As of now, we are used to optical communications, using the word “optical” I also imply “laser.” Optical memory, optical computing machines are also on the agenda. However, I think that we will not focus on optical computing only – the future belongs to synthesis of technologies such as optoelectronics, magnetism and optics.
There will be no pivotal point – once we will find ourselves living in the new world surrounded by information technologies equipped with new elements.
Apart from science you are interested in climbing. How do you make time for this hobby?
It is impossible to be a researcher all around the clock. Sometimes you feel tired and need a break. For this purpose I have a hangboard in my office. Furthermore, rock climbing is my hobby since my student years. Every day after work I go to a climbing gym or swimming pool. In winter, I go skiing and run in summer.
Do you come up with scientific ideas in the mountains? Or you can only focus on either hobby or sport?
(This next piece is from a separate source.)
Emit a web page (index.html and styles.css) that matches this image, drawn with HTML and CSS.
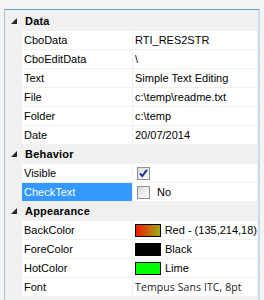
FILE: index.html
```html
<!DOCTYPE html>
<html lang="en">
<head>
    <meta charset="UTF-8">
    <title>Property Grid</title>
    <link rel="stylesheet" href="styles.css">
</head>
<body>
<div class="property-grid">
    <!-- Data -->
    <div class="category">
        <span class="toggle"></span>
        <span class="category-name">Data</span>
    </div>
    <div class="row"><span class="margin"></span><span class="name">CboData</span><span class="value">RTI_RES2STR</span></div>
    <div class="row"><span class="margin"></span><span class="name">CboEditData</span><span class="value">\</span></div>
    <div class="row"><span class="margin"></span><span class="name">Text</span><span class="value">Simple Text Editing</span></div>
    <div class="row"><span class="margin"></span><span class="name">File</span><span class="value">c:\temp\readme.txt</span></div>
    <div class="row"><span class="margin"></span><span class="name">Folder</span><span class="value">c:\temp</span></div>
    <div class="row"><span class="margin"></span><span class="name">Date</span><span class="value">20/07/2014</span></div>

    <!-- Behavior -->
    <div class="category">
        <span class="toggle"></span>
        <span class="category-name">Behavior</span>
    </div>
    <div class="row">
        <span class="margin"></span><span class="name">Visible</span>
        <span class="value"><span class="checkbox checked">
            <svg width="11" height="11" viewBox="0 0 11 11"><path d="M2 5.5 L4.3 8 L9 1.8" fill="none" stroke="#1c2f8c" stroke-width="2"/></svg>
        </span></span>
    </div>
    <div class="row selected">
        <span class="margin"></span><span class="name">CheckText</span>
        <span class="value"><span class="checkbox"></span><span class="check-label">No</span></span>
    </div>

    <!-- Appearance -->
    <div class="category">
        <span class="toggle"></span>
        <span class="category-name">Appearance</span>
    </div>
    <div class="row">
        <span class="margin"></span><span class="name">BackColor</span>
        <span class="value"><span class="swatch swatch-gradient"></span>Red - (135,214,18)</span>
    </div>
    <div class="row">
        <span class="margin"></span><span class="name">ForeColor</span>
        <span class="value"><span class="swatch swatch-black"></span>Black</span>
    </div>
    <div class="row">
        <span class="margin"></span><span class="name">HotColor</span>
        <span class="value"><span class="swatch swatch-lime"></span>Lime</span>
    </div>
    <div class="row">
        <span class="margin"></span><span class="name">Font</span>
        <span class="value font-value">Tempus Sans ITC, 8pt</span>
    </div>
</div>
</body>
</html>
```

FILE: styles.css
```css
* {
    margin: 0;
    padding: 0;
    box-sizing: border-box;
}

body {
    font-family: "Liberation Sans", Arial, sans-serif;
    font-size: 11px;
    color: #000;
    background-color: #f4f4f4;
    overflow: hidden;
}

.property-grid {
    margin: 9px 0 0 4px;
    width: 256px;
    height: 300px;
    padding-top: 2px;
    background-color: #f0f0f0;
    border-top: 1px solid #6a9fcf;
    border-left: 1px solid #a9c2da;
    border-right: 2px solid #c6dcee;
}

/* Category header rows */
.category {
    display: flex;
    align-items: center;
    height: 19px;
    padding-bottom: 1px;
}

.toggle {
    width: 17px;
    height: 18px;
    position: relative;
}

/* expanded glyph: small filled triangle pointing bottom-right */
.toggle::after {
    content: "";
    position: absolute;
    left: 6px;
    top: 6px;
    width: 0;
    height: 0;
    border-left: 6px solid transparent;
    border-bottom: 6px solid #262626;
}

.category-name {
    font-weight: bold;
    padding-left: 3px;
    letter-spacing: 0.2px;
}

/* Property rows */
.row {
    display: flex;
    height: 19px;
}

.margin {
    width: 17px;
    flex-shrink: 0;
}

.name,
.value {
    height: 18px;
    line-height: 18px;
    background-color: #fff;
    white-space: nowrap;
    overflow: hidden;
}

.name {
    width: 110px;
    padding-left: 2px;
    margin-right: 1px;
    color: #000;
}

.value {
    flex: 1;
    margin-right: 1px;
    padding-left: 2px;
    display: flex;
    align-items: center;
}

.row.selected .name {
    background-color: #3399ff;
    color: #fff;
}

/* Checkboxes */
.checkbox {
    width: 13px;
    height: 13px;
    margin-left: 2px;
    border: 1px solid #8e8f8f;
    background: linear-gradient(135deg, #dcdcdc, #fbfbfb);
    display: flex;
    align-items: center;
    justify-content: center;
}

.check-label {
    margin-left: 7px;
}

/* Colour swatches */
.swatch {
    width: 26px;
    height: 13px;
    margin-right: 4px;
    border: 1px solid #000;
}

.swatch-gradient {
    background: linear-gradient(90deg, #f01800, #87d612 130%);
}

.swatch-black {
    background-color: #000;
}

.swatch-lime {
    background-color: #00ff00;
}

.font-value {
    font-family: "Open Sans", sans-serif;
    font-size: 10.5px;
    letter-spacing: 0.1px;
    color: #222;
}
```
When I visit a climbing gym I cannot think about anything except my activity. Usually ideas come during sleeping. When you are awake your mind criticizes all the ideas. When you sleep, your inner critic sleeps too – it is the very time for fresh ideas to appear.
There are special periods when you have to write down all new things. For this purpose my friend gave me a flashlight pen. I keep it and a piece of paper on my bedside table.
What are your plans related to conquering peaks?
Last summer I mounted the Kazbek. Moreover, I dream about conquering a peak nobody mounted before and then call it ITMO Peak – this idea occurred two years ago. In 2015 we found such on the Pamir Mountains but we didn’t mount it and decided to postpone this idea. We plan to do that this year, we already fixed the time – from July 15 to August 5.